Nous comprenons la souffrance des parents, amis et de la population dans son ensemble mais la castration chimique, la peine de mort, les marches, les campagnes de sensibilisation et des lois plus sévères n’empêcheront pas les prédateurs de continuer à rechercher des proies innocentes et faciles.
Selon le rapport 2014 du Fonds des Nations unies pour l’Enfance, 120 millions de fillettes dans le monde sont violées et agressées sexuellement avant l’âge de 20 ans. Le plus dérangeant est que la plupart des victimes connaissent les auteurs comme cela est le cas à  Maurice. Cette violence a lieu là où des enfants devraient être en sécurité, à domicile, à l’école, dans leur communauté et les auteurs sont bien souvent des membres de la famille, des instituteurs/enseignants et des voisins. Maurice n’en fait pas exception car Helena, Anita, Jennia et Patricia se trouvaient toutes sur des lieux familiers et connaissaient leurs bourreaux.
Après la terrible mort de Jennia et d’Anita en 2006, le ministre de la Femme d’alors, Indira Seebun, a listé toutes les actions entreprises par son ministère pour stopper ces crimes horribles contre les enfants. L’Histoire se répète et la nouvelle ministre de l’Egalité du Genre, Aurore Perraud, fait les mêmes suggestions que son prédécesseur, c’est-à-dire des programmes de développement pour la petite enfance, un système de mentorat pour les enfants, des clubs scolaires de protection d’enfants, des programmes de protection communautaire pour les enfants ou une plus étroite collaboration avec la police communautaire. Avez-vous vu une diminution de la violence envers les enfants depuis 2006 ? NON, au contraire, les statistiques officielles montrent que ce mal est en hausse.
Nous attendons toujours la mise sur pied du comité national sur la violence basée sur le genre qui travaillera sous la tutelle du bureau du Premier ministre. Nous n’avons pas vu jusqu’ici de projets concrets et de programmes innovants introduits par le gouvernement pour combattre ou réduire la violence basée sur le genre.   
Gender Links a travaillé avec toutes les collectivités locales de Maurice pour faire en sorte qu’elles deviennent des Centres d’Excellence, en particulier avec les conseillers des villages qui sont connus pour être les meilleurs gardiens de la paix et l’ordre publics car ils sont proches de leur communauté.
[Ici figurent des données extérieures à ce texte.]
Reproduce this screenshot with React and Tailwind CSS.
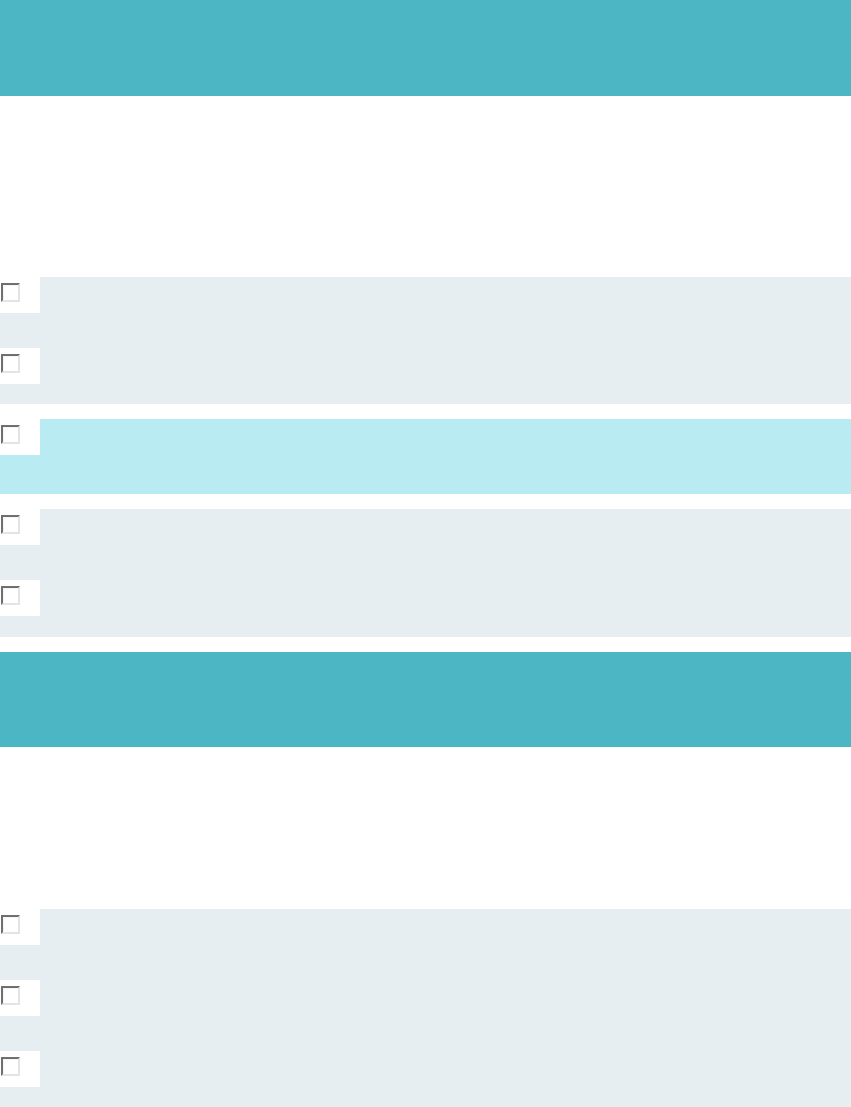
import React from "react";

function Check() {
  return (
    <div className="w-10 h-9 bg-white shrink-0 pl-px pt-1.5">
      <div className="w-[19px] h-[19px] bg-white border-2 border-t-[#6f6f6f] border-l-[#6f6f6f] border-b-[#e4e4e4] border-r-[#e4e4e4] shadow-[inset_1px_1px_0_#f4f4f4]" />
    </div>
  );
}

function Group({ rows, bg, pb }) {
  return (
    <div className={`flex flex-col gap-[35px] ${bg} ${pb}`}>
      {Array.from({ length: rows }).map((_, i) => (
        <div key={i} className="flex h-9">
          <Check />
          <div className="flex-1" />
        </div>
      ))}
    </div>
  );
}

export default function App() {
  return (
    <div className="w-[851px] h-[1107px] bg-white overflow-hidden font-['Liberation_Sans',sans-serif]">
      <div className="flex flex-col">
        <div className="h-24 bg-[#4db6c4]" />
        <div className="h-[181px] bg-white" />
        <Group rows={2} bg="bg-[#e7eef1]" pb="pb-5" />
        <div className="h-[15px]" />
        <Group rows={1} bg="bg-[#b8ecf2]" pb="pb-[39px]" />
        <div className="h-[15px]" />
        <Group rows={2} bg="bg-[#e7eef1]" pb="pb-[21px]" />
        <div className="h-[15px]" />
        <div className="h-[95px] bg-[#4db6c4]" />
        <div className="h-[162px] bg-white" />
        <Group rows={3} bg="bg-[#e7eef1]" pb="pb-5" />
      </div>
    </div>
  );
}
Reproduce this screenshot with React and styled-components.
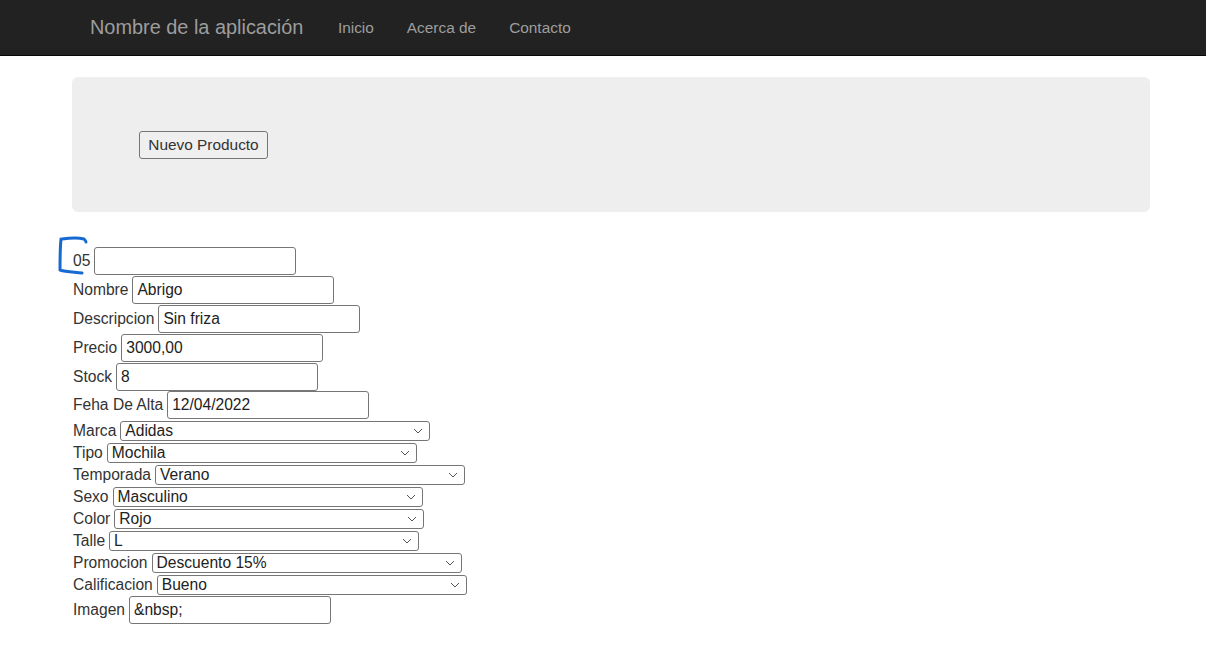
import React from "react";
import styled, { createGlobalStyle } from "styled-components";

const GlobalStyle = createGlobalStyle`
  html, body {
    margin: 0;
    padding: 0;
    background: #fff;
    font-family: "Liberation Sans", Arial, sans-serif;
    font-size: 15.6px;
    color: #333;
  }
`;

const Navbar = styled.nav`
  height: 55px;
  background: #222;
  border-bottom: 1px solid #080808;
  display: flex;
  align-items: center;
  padding-left: 90px;
`;

const Brand = styled.a`
  font-size: 19.9px;
  color: #9d9d9d;
  text-decoration: none;
  margin-right: 18px;
`;

const NavLink = styled.a`
  font-size: 15.4px;
  color: #9d9d9d;
  text-decoration: none;
  padding: 0 16.5px;
`;

const Container = styled.div`
  padding: 0 56px 0 72px;
`;

const Jumbotron = styled.div`
  margin-top: 21px;
  height: 135px;
  background: #eee;
  border-radius: 6px;
  display: flex;
  align-items: center;
  padding-left: 67px;
`;

const Button = styled.button`
  font-family: "Liberation Sans", Arial, sans-serif;
  font-size: 15.4px;
  color: #333;
  height: 28px;
  width: 129px;
  background: #efefef;
  border: 1px solid #767676;
  border-radius: 3px;
  padding: 0;
`;

const Form = styled.form`
  position: relative;
  margin-top: 35px;
  padding-left: 1px;
  display: flex;
  flex-direction: column;
`;

const Row = styled.div`
  display: flex;
  align-items: center;
  height: ${(p) => p.$h}px;
`;

const Label = styled.label`
  margin-right: 4px;
  color: #333;
  font-size: 15.6px;
`;

const TextInput = styled.input`
  box-sizing: border-box;
  width: 202px;
  height: 28px;
  border: 1px solid #767676;
  border-radius: 3px;
  padding: 0 4px;
  font-family: "Liberation Sans", Arial, sans-serif;
  font-size: 15.6px;
  color: #222;
  background: #fff;
`;

const SelectBox = styled.div`
  box-sizing: border-box;
  width: 310px;
  height: 20px;
  border: 1px solid #767676;
  border-radius: 3px;
  display: flex;
  align-items: center;
  justify-content: space-between;
  padding: 0 6px 0 4px;
  font-size: 15.6px;
  color: #222;
  background: #fff;
`;

const Mark = styled.svg`
  position: absolute;
  left: -17px;
  top: -12px;
`;

const fields = [
  { label: "05", value: "", type: "input" },
  { label: "Nombre", value: "Abrigo", type: "input" },
  { label: "Descripcion", value: "Sin friza", type: "input" },
  { label: "Precio", value: "3000,00", type: "input" },
  { label: "Stock", value: "8", type: "input" },
  { label: "Feha De Alta", value: "12/04/2022", type: "input" },
  { label: "Marca", value: "Adidas", type: "select" },
  { label: "Tipo", value: "Mochila", type: "select" },
  { label: "Temporada", value: "Verano", type: "select" },
  { label: "Sexo", value: "Masculino", type: "select" },
  { label: "Color", value: "Rojo", type: "select" },
  { label: "Talle", value: "L", type: "select" },
  { label: "Promocion", value: "Descuento 15%", type: "select" },
  { label: "Calificacion", value: "Bueno", type: "select" },
  { label: "Imagen", value: "&nbsp;", type: "input" },
];

function Chevron() {
  return (
    <svg width="10" height="6" viewBox="0 0 10 6">
      <path d="M1 1 L5 5 L9 1" fill="none" stroke="#555" strokeWidth="1" />
    </svg>
  );
}

export default function App() {
  return (
    <>
      <GlobalStyle />
      <Navbar>
        <Brand href="#">Nombre de la aplicación</Brand>
        <NavLink href="#">Inicio</NavLink>
        <NavLink href="#">Acerca de</NavLink>
        <NavLink href="#">Contacto</NavLink>
      </Navbar>
      <Container>
        <Jumbotron>
          <Button type="button">Nuevo Producto</Button>
        </Jumbotron>
        <Form>
          <Mark width="36" height="42" viewBox="0 0 36 42">
            <path
              d="M7 4 C14 3 22 2 29 4 C30 5 31 6 31 7 M6 4 C5 14 5 24 5 35 C11 37 19 37 27 38"
              fill="none"
              stroke="#1769d2"
              strokeWidth="3"
              strokeLinecap="round"
              strokeLinejoin="round"
            />
          </Mark>
          {fields.map((f) => (
            <Row key={f.label} $h={f.type === "input" ? 28.8 : 22}>
              <Label>{f.label}</Label>
              {f.type === "input" ? (
                <TextInput defaultValue={f.value} />
              ) : (
                <SelectBox>
                  <span>{f.value}</span>
                  <Chevron />
                </SelectBox>
              )}
            </Row>
          ))}
        </Form>
      </Container>
    </>
  );
}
Les conseillers de villages connaissent chaque rue et chaque maison de leur village. Pourquoi ne pas travailler avec eux et leur donner les moyens et des finances pour qu’ils mettent en place des structures et s’assurent que leurs villages soient sûrs et dépourvus de prédateurs en quête de jeunes victimes ? Les conseillers ne seront que trop heureux de travailler de concert avec la police, les organisations non-gouvernementales et d’autres organisations. Chaque conseil devrait avoir une ligne verte et un bureau où les gens peuvent rapporter les cas. Avoir six Family Protection Bureaux est assurément insuffisant pour un pays où la violence sur les fillettes et les femmes est devenue épidémique.
Arrêtons de dire « Plus jamais ça ! » mais plutôt «Il est temps d’agir». Tirons la sonnette d’alarme à chaque fois que nous voyons et entendons des cas de violence basée sur le genre.
Loga Virahsawmy est l’ancienne directrice du bureau francophone de Gender Links. Elle siège toujours sur le conseil d’administration de cette organisation non gouvernementale de l’Afrique australe. Cet article fait partie du service d’informations de Gender Links qui apporte des perspectives nouvelles à l’actualité quotidienne.